Time Out New York: You should be happy—it’s been a pretty good year for you!
Lunice: Exactly! Being positive is the way to live.
Time Out New York: Is this the coldest weather you’ve ever played in?
Lunice: Actually, the first time I played Igloofest was colder, way colder. With a snowstorm! That’s what I love about Igloofest—the colder it is, the better it is.
Milton Clark, a veteran of the Montreal scene and a top spinner of underground house and techno
Time Out New York: How did you enjoy playing your set?
Milton Clark: It was awesome! What a good time and what a good crowd!
Time Out New York: Are you originally from here?
Milton Clark: I was born and raised in Montreal. And I’m still here.
Time Out New York: Were you surprised the igloo was packed on such a cold night?
Milton Clark: Not really, but it made it a lot of fun. I love playing to a crowd that’s dedicated—and you have to be dedicated if you’re gonna come out when it’s minus 20 or 30. We are cold-hearted people.
Time Out New York: Maybe cold-hardy would be a better term.
Milton Clark: Yeah, cold-hardy with warm souls. No doubt!
Time Out New York: How long have you been playing?
Milton Clark: I first started deejaying in 1998. I had been going to parties in 1994, so I already had four years in the Montreal scene. The mid-’90s was a tremendous time for parties here.
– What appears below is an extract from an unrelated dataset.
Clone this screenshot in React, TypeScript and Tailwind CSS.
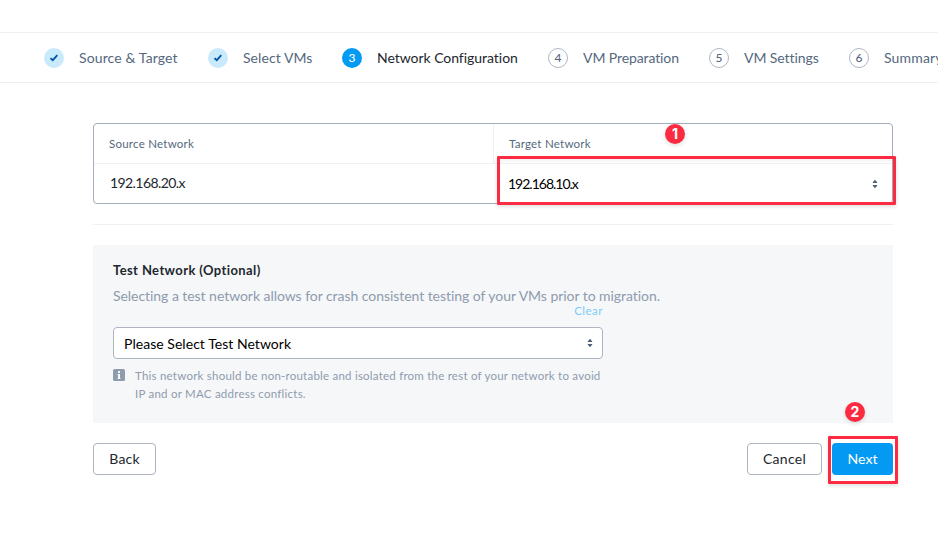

We were blessed with phenomenal talent—local talent, regional talent and people coming from the U.S. and Europe—and that made for a beautiful scene. Coming out of the ’80s, everybody was still a little awkward. but people were comfortable enough to dip into something new here and get totally sidetracked on the weekends. It was just awesome. Of all the scenes I could have come up in, I feel very lucky that I’ve done so in Montreal.
Time Out New York: It does seem like a very nurturing city.
Milton Clark: Absolutely, enough so that I started mixing in ’98, and actually started throwing raves. I did that for five years, until around ’04. Our biggest got 1,500 people. We did a series of parties called Cloud, with the idea of going from Cloud One all the way to Cloud Nine.
Time Out New York: Did you make it?
Milton Clark: We made it to Cloud Six, which is nine upside down. They were very cool underground warehouse parties. I wouldn’t trade those experiences for anything in the world. But tonight has been great. I got the best compliment tonight. Some of the security guys, who’ve been working at Igloofest for the past several years, came up to me, said they had never seen a crowd like that in the dome before, and that the crowd was phenomenal and everyone reacted so well. That made me very happy.
Time Out New York: There were a lot of kids in there, but I also saw some people who had to be in their fifties, or even older.
Milton Clark: I don’t think that’s spoken about enough: We’ve been cultivating an electronic generation for the past 20 years in North America. Those people now have buying power, and they appreciate what’s important to them. And that might not be Top 40; it’ll probably be something like Igloofest that they want to spend money and time on. There’s a lot of love.
TONY had the good fortune of attending the second weekend of Montreal’s ongoing Igloofest, a monthlong electronic-music hoedown held outdoors on a pier along the Saint Lawrence River. Just how crazy is it to toss an outdoor festival in Montreal in the middle of winter? Here’s how crazy: On our first fest night, the temperature was 14 degrees below zero. And that’s Fahrenheit! Luckily, the music played by the fabulous lineup, which included Germany’s Ellen Allien and Pan-Pot, France’s Miss Kittin and Siberia’s Nina Kraviz (who probably thinks of 14 below as a steam bath), was hot enough to keep the frostbite away. If you hurry, there’s still time to catch the shindig’s final (and with any luck, less frigid) weekend, with sets coming courtesy of Joy Orbison, Ben UFO, Chris Liebing, a slew of their fellow international superstars and a crew of very cool locals.